::: DATA FOR THIS TASK
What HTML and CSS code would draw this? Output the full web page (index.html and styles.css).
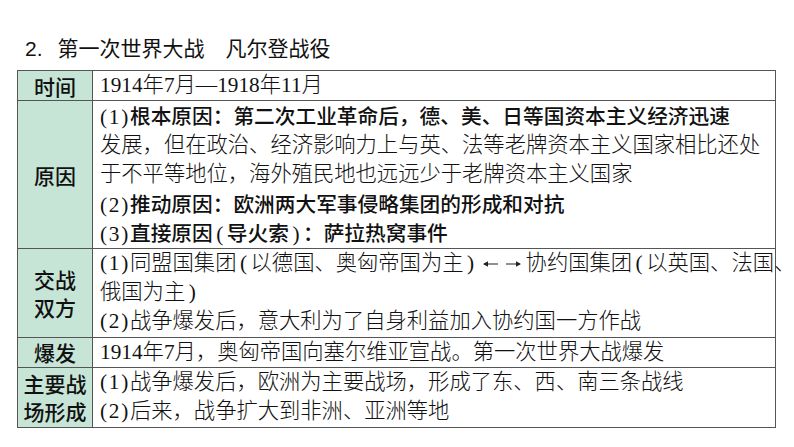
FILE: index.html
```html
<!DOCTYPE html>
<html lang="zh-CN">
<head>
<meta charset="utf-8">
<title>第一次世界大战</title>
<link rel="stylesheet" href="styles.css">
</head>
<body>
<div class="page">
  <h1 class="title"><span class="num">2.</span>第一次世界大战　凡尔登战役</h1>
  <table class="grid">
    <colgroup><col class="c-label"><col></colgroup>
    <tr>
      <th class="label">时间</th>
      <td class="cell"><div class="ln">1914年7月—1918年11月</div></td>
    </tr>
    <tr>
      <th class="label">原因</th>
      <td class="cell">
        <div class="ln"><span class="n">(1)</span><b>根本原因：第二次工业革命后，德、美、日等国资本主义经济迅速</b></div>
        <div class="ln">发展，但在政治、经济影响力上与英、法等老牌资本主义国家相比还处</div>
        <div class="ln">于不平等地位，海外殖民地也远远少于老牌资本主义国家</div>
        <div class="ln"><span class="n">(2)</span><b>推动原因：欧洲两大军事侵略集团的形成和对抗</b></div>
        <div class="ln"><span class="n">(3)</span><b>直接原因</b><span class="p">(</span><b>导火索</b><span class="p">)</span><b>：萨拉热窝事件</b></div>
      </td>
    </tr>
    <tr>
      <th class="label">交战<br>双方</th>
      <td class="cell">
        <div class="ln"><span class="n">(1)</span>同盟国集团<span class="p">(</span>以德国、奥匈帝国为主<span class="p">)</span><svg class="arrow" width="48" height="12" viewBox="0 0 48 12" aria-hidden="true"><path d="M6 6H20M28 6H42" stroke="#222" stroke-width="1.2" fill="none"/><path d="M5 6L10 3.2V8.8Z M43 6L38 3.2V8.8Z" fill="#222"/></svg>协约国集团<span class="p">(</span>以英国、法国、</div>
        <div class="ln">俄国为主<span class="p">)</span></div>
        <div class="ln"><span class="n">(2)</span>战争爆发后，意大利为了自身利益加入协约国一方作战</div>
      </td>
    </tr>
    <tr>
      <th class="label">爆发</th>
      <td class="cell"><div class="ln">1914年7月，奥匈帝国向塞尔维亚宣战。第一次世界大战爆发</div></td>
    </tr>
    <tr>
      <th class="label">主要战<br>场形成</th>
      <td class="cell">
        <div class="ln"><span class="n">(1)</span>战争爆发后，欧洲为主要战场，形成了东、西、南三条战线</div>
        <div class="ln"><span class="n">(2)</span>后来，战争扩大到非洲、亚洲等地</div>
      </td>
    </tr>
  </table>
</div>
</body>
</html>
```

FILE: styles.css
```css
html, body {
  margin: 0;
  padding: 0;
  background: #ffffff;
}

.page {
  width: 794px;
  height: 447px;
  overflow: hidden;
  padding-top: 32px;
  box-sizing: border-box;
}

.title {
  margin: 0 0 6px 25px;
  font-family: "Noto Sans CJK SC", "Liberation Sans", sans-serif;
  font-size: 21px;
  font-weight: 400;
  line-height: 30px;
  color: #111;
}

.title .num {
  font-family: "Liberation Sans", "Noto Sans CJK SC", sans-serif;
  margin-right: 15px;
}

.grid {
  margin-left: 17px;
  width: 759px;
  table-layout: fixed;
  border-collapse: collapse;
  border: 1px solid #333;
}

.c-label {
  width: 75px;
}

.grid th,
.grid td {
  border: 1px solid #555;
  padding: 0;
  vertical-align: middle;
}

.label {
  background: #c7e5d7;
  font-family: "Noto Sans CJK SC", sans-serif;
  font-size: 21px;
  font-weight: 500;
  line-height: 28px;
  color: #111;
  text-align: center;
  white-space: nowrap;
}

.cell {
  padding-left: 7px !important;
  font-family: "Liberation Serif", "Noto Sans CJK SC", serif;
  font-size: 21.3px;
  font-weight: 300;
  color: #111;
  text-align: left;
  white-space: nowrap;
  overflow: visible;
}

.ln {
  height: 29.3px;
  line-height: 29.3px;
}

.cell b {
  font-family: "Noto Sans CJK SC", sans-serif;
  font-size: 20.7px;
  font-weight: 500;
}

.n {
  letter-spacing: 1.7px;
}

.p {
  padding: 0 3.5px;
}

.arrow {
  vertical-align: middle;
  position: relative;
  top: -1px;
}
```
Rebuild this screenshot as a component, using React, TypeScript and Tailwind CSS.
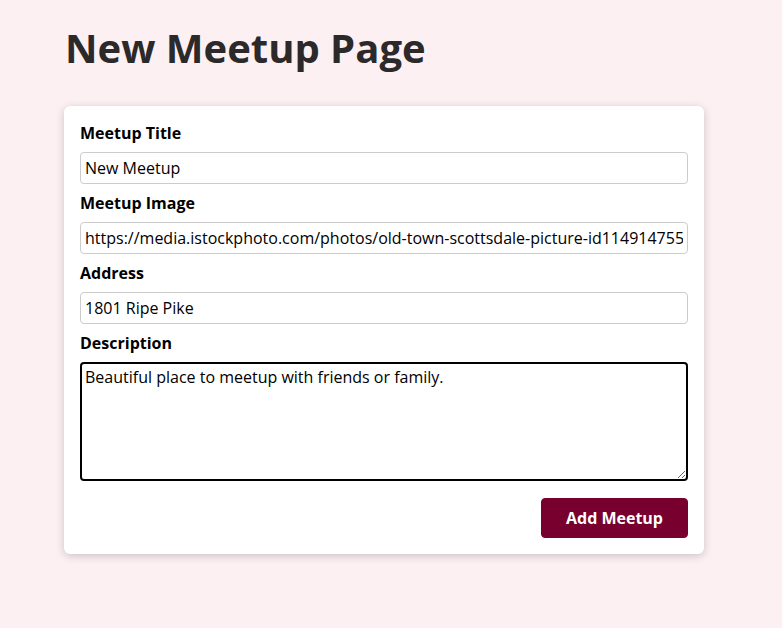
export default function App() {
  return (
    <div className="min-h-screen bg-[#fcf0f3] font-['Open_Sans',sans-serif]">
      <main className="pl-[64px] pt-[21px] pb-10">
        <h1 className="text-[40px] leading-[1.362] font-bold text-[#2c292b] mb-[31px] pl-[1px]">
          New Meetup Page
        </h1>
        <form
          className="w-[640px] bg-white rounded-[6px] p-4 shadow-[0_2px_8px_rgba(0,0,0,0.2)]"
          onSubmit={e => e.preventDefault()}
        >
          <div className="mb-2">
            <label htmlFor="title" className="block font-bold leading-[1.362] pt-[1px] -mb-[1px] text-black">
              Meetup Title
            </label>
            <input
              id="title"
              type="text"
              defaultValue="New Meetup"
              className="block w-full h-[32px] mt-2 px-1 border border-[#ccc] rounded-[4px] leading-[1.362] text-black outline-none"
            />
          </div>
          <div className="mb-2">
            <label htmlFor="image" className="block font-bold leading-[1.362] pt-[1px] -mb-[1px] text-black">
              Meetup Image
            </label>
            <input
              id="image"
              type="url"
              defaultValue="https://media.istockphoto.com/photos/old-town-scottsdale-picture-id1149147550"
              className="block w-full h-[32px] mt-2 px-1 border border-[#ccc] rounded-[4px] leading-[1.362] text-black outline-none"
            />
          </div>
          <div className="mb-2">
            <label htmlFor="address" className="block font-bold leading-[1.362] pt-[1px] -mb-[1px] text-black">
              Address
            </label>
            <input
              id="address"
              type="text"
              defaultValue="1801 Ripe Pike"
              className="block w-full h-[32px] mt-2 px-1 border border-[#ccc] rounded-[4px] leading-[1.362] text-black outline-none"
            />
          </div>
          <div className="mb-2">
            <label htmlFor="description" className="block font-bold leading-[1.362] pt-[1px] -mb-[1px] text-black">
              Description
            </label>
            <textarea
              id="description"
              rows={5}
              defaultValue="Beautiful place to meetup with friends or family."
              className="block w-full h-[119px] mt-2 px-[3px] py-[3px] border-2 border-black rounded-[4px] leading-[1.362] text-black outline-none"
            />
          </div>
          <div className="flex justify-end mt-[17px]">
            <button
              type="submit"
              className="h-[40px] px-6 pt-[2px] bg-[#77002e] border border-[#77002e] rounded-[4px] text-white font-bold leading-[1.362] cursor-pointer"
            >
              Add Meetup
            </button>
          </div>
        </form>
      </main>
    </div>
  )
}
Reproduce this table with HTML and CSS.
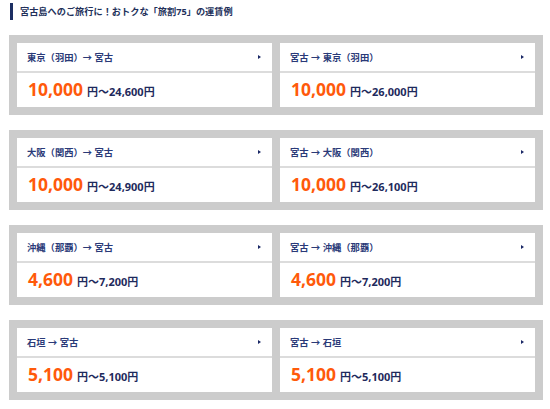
::::::
**WHAT YOU WILL DO**.
Reproduce the listing above exactly, excluding all pictures.

**THE OUTPUT**.
What HTML and CSS code would draw this? Output the full web page (index.html and styles.css).
FILE: index.html
```html
<!DOCTYPE html>
<html lang="zh-CN">
<head>
<meta charset="utf-8">
<title>第一次世界大战</title>
<link rel="stylesheet" href="styles.css">
</head>
<body>
<div class="page">
  <h1 class="title"><span class="num">2.</span>第一次世界大战　凡尔登战役</h1>
  <table class="grid">
    <colgroup><col class="c-label"><col></colgroup>
    <tr>
      <th class="label">时间</th>
      <td class="cell"><div class="ln">1914年7月—1918年11月</div></td>
    </tr>
    <tr>
      <th class="label">原因</th>
      <td class="cell">
        <div class="ln"><span class="n">(1)</span><b>根本原因：第二次工业革命后，德、美、日等国资本主义经济迅速</b></div>
        <div class="ln">发展，但在政治、经济影响力上与英、法等老牌资本主义国家相比还处</div>
        <div class="ln">于不平等地位，海外殖民地也远远少于老牌资本主义国家</div>
        <div class="ln"><span class="n">(2)</span><b>推动原因：欧洲两大军事侵略集团的形成和对抗</b></div>
        <div class="ln"><span class="n">(3)</span><b>直接原因</b><span class="p">(</span><b>导火索</b><span class="p">)</span><b>：萨拉热窝事件</b></div>
      </td>
    </tr>
    <tr>
      <th class="label">交战<br>双方</th>
      <td class="cell">
        <div class="ln"><span class="n">(1)</span>同盟国集团<span class="p">(</span>以德国、奥匈帝国为主<span class="p">)</span><svg class="arrow" width="48" height="12" viewBox="0 0 48 12" aria-hidden="true"><path d="M6 6H20M28 6H42" stroke="#222" stroke-width="1.2" fill="none"/><path d="M5 6L10 3.2V8.8Z M43 6L38 3.2V8.8Z" fill="#222"/></svg>协约国集团<span class="p">(</span>以英国、法国、</div>
        <div class="ln">俄国为主<span class="p">)</span></div>
        <div class="ln"><span class="n">(2)</span>战争爆发后，意大利为了自身利益加入协约国一方作战</div>
      </td>
    </tr>
    <tr>
      <th class="label">爆发</th>
      <td class="cell"><div class="ln">1914年7月，奥匈帝国向塞尔维亚宣战。第一次世界大战爆发</div></td>
    </tr>
    <tr>
      <th class="label">主要战<br>场形成</th>
      <td class="cell">
        <div class="ln"><span class="n">(1)</span>战争爆发后，欧洲为主要战场，形成了东、西、南三条战线</div>
        <div class="ln"><span class="n">(2)</span>后来，战争扩大到非洲、亚洲等地</div>
      </td>
    </tr>
  </table>
</div>
</body>
</html>
```

FILE: styles.css
```css
html, body {
  margin: 0;
  padding: 0;
  background: #ffffff;
}

.page {
  width: 794px;
  height: 447px;
  overflow: hidden;
  padding-top: 32px;
  box-sizing: border-box;
}

.title {
  margin: 0 0 6px 25px;
  font-family: "Noto Sans CJK SC", "Liberation Sans", sans-serif;
  font-size: 21px;
  font-weight: 400;
  line-height: 30px;
  color: #111;
}

.title .num {
  font-family: "Liberation Sans", "Noto Sans CJK SC", sans-serif;
  margin-right: 15px;
}

.grid {
  margin-left: 17px;
  width: 759px;
  table-layout: fixed;
  border-collapse: collapse;
  border: 1px solid #333;
}

.c-label {
  width: 75px;
}

.grid th,
.grid td {
  border: 1px solid #555;
  padding: 0;
  vertical-align: middle;
}

.label {
  background: #c7e5d7;
  font-family: "Noto Sans CJK SC", sans-serif;
  font-size: 21px;
  font-weight: 500;
  line-height: 28px;
  color: #111;
  text-align: center;
  white-space: nowrap;
}

.cell {
  padding-left: 7px !important;
  font-family: "Liberation Serif", "Noto Sans CJK SC", serif;
  font-size: 21.3px;
  font-weight: 300;
  color: #111;
  text-align: left;
  white-space: nowrap;
  overflow: visible;
}

.ln {
  height: 29.3px;
  line-height: 29.3px;
}

.cell b {
  font-family: "Noto Sans CJK SC", sans-serif;
  font-size: 20.7px;
  font-weight: 500;
}

.n {
  letter-spacing: 1.7px;
}

.p {
  padding: 0 3.5px;
}

.arrow {
  vertical-align: middle;
  position: relative;
  top: -1px;
}
```
Rebuild this screenshot as a component, using React, TypeScript and Tailwind CSS.
export default function App() {
  return (
    <div className="min-h-screen bg-[#fcf0f3] font-['Open_Sans',sans-serif]">
      <main className="pl-[64px] pt-[21px] pb-10">
        <h1 className="text-[40px] leading-[1.362] font-bold text-[#2c292b] mb-[31px] pl-[1px]">
          New Meetup Page
        </h1>
        <form
          className="w-[640px] bg-white rounded-[6px] p-4 shadow-[0_2px_8px_rgba(0,0,0,0.2)]"
          onSubmit={e => e.preventDefault()}
        >
          <div className="mb-2">
            <label htmlFor="title" className="block font-bold leading-[1.362] pt-[1px] -mb-[1px] text-black">
              Meetup Title
            </label>
            <input
              id="title"
              type="text"
              defaultValue="New Meetup"
              className="block w-full h-[32px] mt-2 px-1 border border-[#ccc] rounded-[4px] leading-[1.362] text-black outline-none"
            />
          </div>
          <div className="mb-2">
            <label htmlFor="image" className="block font-bold leading-[1.362] pt-[1px] -mb-[1px] text-black">
              Meetup Image
            </label>
            <input
              id="image"
              type="url"
              defaultValue="https://media.istockphoto.com/photos/old-town-scottsdale-picture-id1149147550"
              className="block w-full h-[32px] mt-2 px-1 border border-[#ccc] rounded-[4px] leading-[1.362] text-black outline-none"
            />
          </div>
          <div className="mb-2">
            <label htmlFor="address" className="block font-bold leading-[1.362] pt-[1px] -mb-[1px] text-black">
              Address
            </label>
            <input
              id="address"
              type="text"
              defaultValue="1801 Ripe Pike"
              className="block w-full h-[32px] mt-2 px-1 border border-[#ccc] rounded-[4px] leading-[1.362] text-black outline-none"
            />
          </div>
          <div className="mb-2">
            <label htmlFor="description" className="block font-bold leading-[1.362] pt-[1px] -mb-[1px] text-black">
              Description
            </label>
            <textarea
              id="description"
              rows={5}
              defaultValue="Beautiful place to meetup with friends or family."
              className="block w-full h-[119px] mt-2 px-[3px] py-[3px] border-2 border-black rounded-[4px] leading-[1.362] text-black outline-none"
            />
          </div>
          <div className="flex justify-end mt-[17px]">
            <button
              type="submit"
              className="h-[40px] px-6 pt-[2px] bg-[#77002e] border border-[#77002e] rounded-[4px] text-white font-bold leading-[1.362] cursor-pointer"
            >
              Add Meetup
            </button>
          </div>
        </form>
      </main>
    </div>
  )
}
Reproduce this table with HTML and CSS.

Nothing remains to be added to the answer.